Hayley Brown

Personal information
- Full name: Hayley May Brown
- Born: 25 March 1998 (age 28)
- Batting: Right-handed
- Bowling: Right-arm leg break
- Role: Batter

Domestic team information
- 2014: Huntingdonshire
- 2015–2020: Northamptonshire
- 2020: Sunrisers
- 2021: Essex
- 2022–2024: Northamptonshire
- 2025–present: Leicestershire

Career statistics
| Competition | WLA | WT20 |
| Matches | 29 | 52 |
| Runs scored | 507 | 678 |
| Batting average | 22.04 | 19.37 |
| 100s/50s | 1/2 | 0/0 |
| Top score | 111* | 43* |
| Balls bowled | 18 | 36 |
| Wickets | 0 | 0 |
| Bowling average | – | – |
| 5 wickets in innings | 0 | 0 |
| 10 wickets in match | 0 | 0 |
| Best bowling | – | – |
| Catches/stumpings | 11/– | 17/– |
- Source: CricketArchive, 23 October 2023

= Hayley Brown =

English cricketer

Hayley May Brown (born 25 March 1998) is an English cricketer who currently plays for Leicestershire. She plays as a right-handed batter. She previously played for Huntingdonshire, Essex, Northamptonshire and Sunrisers.

==Domestic career==
Brown made her county debut in 2014, for Huntingdonshire against Cambridgeshire, top-scoring for her side with 16*. The following season, she joined Northamptonshire. Brown was part of the side that won promotion in both the County Championship and Twenty20 Cup in 2017, and was her side's leading run-scorer in the Championship, with 125 runs including her maiden county half-century. In 2019, Brown was again her side's leading run-scorer in the County Championship, this time scoring 232 runs including her maiden county century, scoring 111* against Cambridgeshire and Huntingdonshire. Northamptonshire also topped their division in both competitions that season.

In 2020, Brown played for Sunrisers in the Rachael Heyhoe Flint Trophy. She played one match, scoring 16 against South East Stars.

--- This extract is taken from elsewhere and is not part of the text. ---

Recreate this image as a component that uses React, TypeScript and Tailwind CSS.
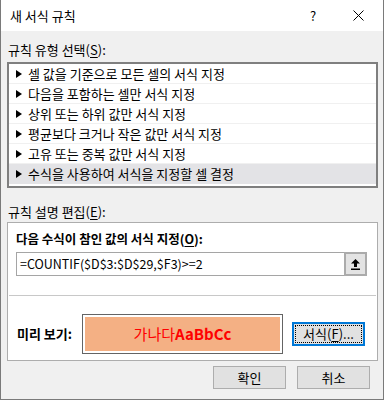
import { Fragment } from 'react';

const rules = [
  '셀 값을 기준으로 모든 셀의 서식 지정',
  '다음을 포함하는 셀만 서식 지정',
  '상위 또는 하위 값만 서식 지정',
  '평균보다 크거나 작은 값만 서식 지정',
  '고유 또는 중복 값만 서식 지정',
  '수식을 사용하여 서식을 지정할 셀 결정',
];

function Arrow() {
  return (
    <svg width="6" height="8" viewBox="0 0 6 8" className="shrink-0">
      <polygon points="0,0 6,4 0,8" fill="#000" />
    </svg>
  );
}

function Mnemonic({ before, k, after }: { before: string; k: string; after: string }) {
  return (
    <Fragment>
      {before}(<span className="underline underline-offset-2">{k}</span>){after}
    </Fragment>
  );
}

export default function App() {
  return (
    <div className="w-[384px] h-[400px] border-x border-b border-[#7a7a7a] bg-[#f0f0f0] flex flex-col text-[13px] leading-4 text-black font-[Noto_Sans_CJK_KR,sans-serif]">
      {/* Title bar */}
      <div className="h-[31px] bg-white flex items-center pl-[9px] shrink-0">
        <span>새 서식 규칙</span>
        <span className="ml-auto text-[13px] w-[12px] text-center">?</span>
        <div className="w-[47px] flex justify-center mr-[1px] ml-[16px]">
          <svg width="11" height="11" viewBox="0 0 11 11">
            <path d="M0.5 0.5 L10.5 10.5 M10.5 0.5 L0.5 10.5" stroke="#000" strokeWidth="1" />
          </svg>
        </div>
      </div>

      <div className="flex flex-col pl-[6px] pr-[5px]">
        {/* Rule type */}
        <div className="mt-[11px] ml-[1px]">
          <Mnemonic before="규칙 유형 선택" k="S" after=":" />
        </div>
        <div className="mt-[4px] border-2 border-[#7f7f7f] bg-white pb-[2px]">
          {rules.map((r, i) => (
            <div
              key={i}
              className={`h-[20px] flex items-center gap-[6px] pl-[7px] border-b border-[#f0f0f0] ${
                i === rules.length - 1 ? 'bg-[#e3e3e6] border-b-0' : ''
              }`}
            >
              <Arrow />
              <span>{r}</span>
            </div>
          ))}
        </div>

        {/* Rule description */}
        <div className="mt-[16px] ml-[1px]">
          <Mnemonic before="규칙 설명 편집" k="E" after=":" />
        </div>
        <div className="mt-[2px] border border-[#adadad] bg-white flex flex-col">
          <div className="h-[72px] pt-[8px] pl-[8px] pr-[10px]">
            <div className="font-bold text-[12.5px]">
              <Mnemonic before="다음 수식이 참인 값의 서식 지정" k="O" after=":" />
            </div>
            <div className="mt-[5px] h-[24px] border border-[#a5a5a5] flex items-center">
              <span className="pl-[3px] flex-1 text-[12.5px]">=COUNTIF($D$3:$D$29,$F3)&gt;=2</span>
              <div className="w-[23px] h-[24px] -my-px -mr-px border-2 border-[#ababab] bg-[#e3e3e3] flex items-center justify-center">
                <svg width="9" height="11" viewBox="0 0 9 11">
                  <polygon points="4.5,0 9,4.5 6,4.5 6,8 3,8 3,4.5 0,4.5" fill="#000" />
                  <rect x="0" y="9.5" width="9" height="1.5" fill="#000" />
                </svg>
              </div>
            </div>
          </div>
          <div className="h-px mx-px bg-[#c8c8c8]" />
          <div className="h-[64px] flex items-center pl-[9px] pt-[12px]">
            <span className="w-[65px] font-bold">미리 보기:</span>
            <div className="w-[201px] h-[40px] border border-[#646464] bg-white p-[2px]">
              <div className="h-full bg-[#f4b084] flex items-center justify-center text-[15px] text-[#ff0000]">
                <span>가나다</span>
                <span className="font-bold">AaBbCc</span>
              </div>
            </div>
            <div className="ml-[9px] w-[73px] h-[24px] border-2 border-[#0078d7] bg-[#e1e1e1] p-px">
              <div className="h-full border border-dotted border-black flex items-center justify-center">
                <Mnemonic before="서식" k="F" after="..." />
              </div>
            </div>
          </div>
        </div>

        {/* Buttons */}
        <div className="mt-[5px] flex justify-end gap-[11px] pr-[8px]">
          <div className="w-[73px] h-[23px] border border-[#adadad] bg-[#e1e1e1] flex items-center justify-center">
            확인
          </div>
          <div className="w-[73px] h-[23px] border border-[#adadad] bg-[#e1e1e1] flex items-center justify-center">
            취소
          </div>
        </div>
      </div>
    </div>
  );
}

In 2021, Brown joined Essex, and played four matches for the side in the Twenty20 Cup, scoring 42 runs. She was also included in Sunrisers' Academy squad for the season. In 2022, she returned to Northamptonshire, playing six matches for the side in the East of England Women's County Championship, where she was the fifth-highest run-scorer in the tournament, with 172 runs at an average of 34.40. She played eight matches for the side in the 2023 Women's Twenty20 Cup, scoring 97 runs at an average of 24.25.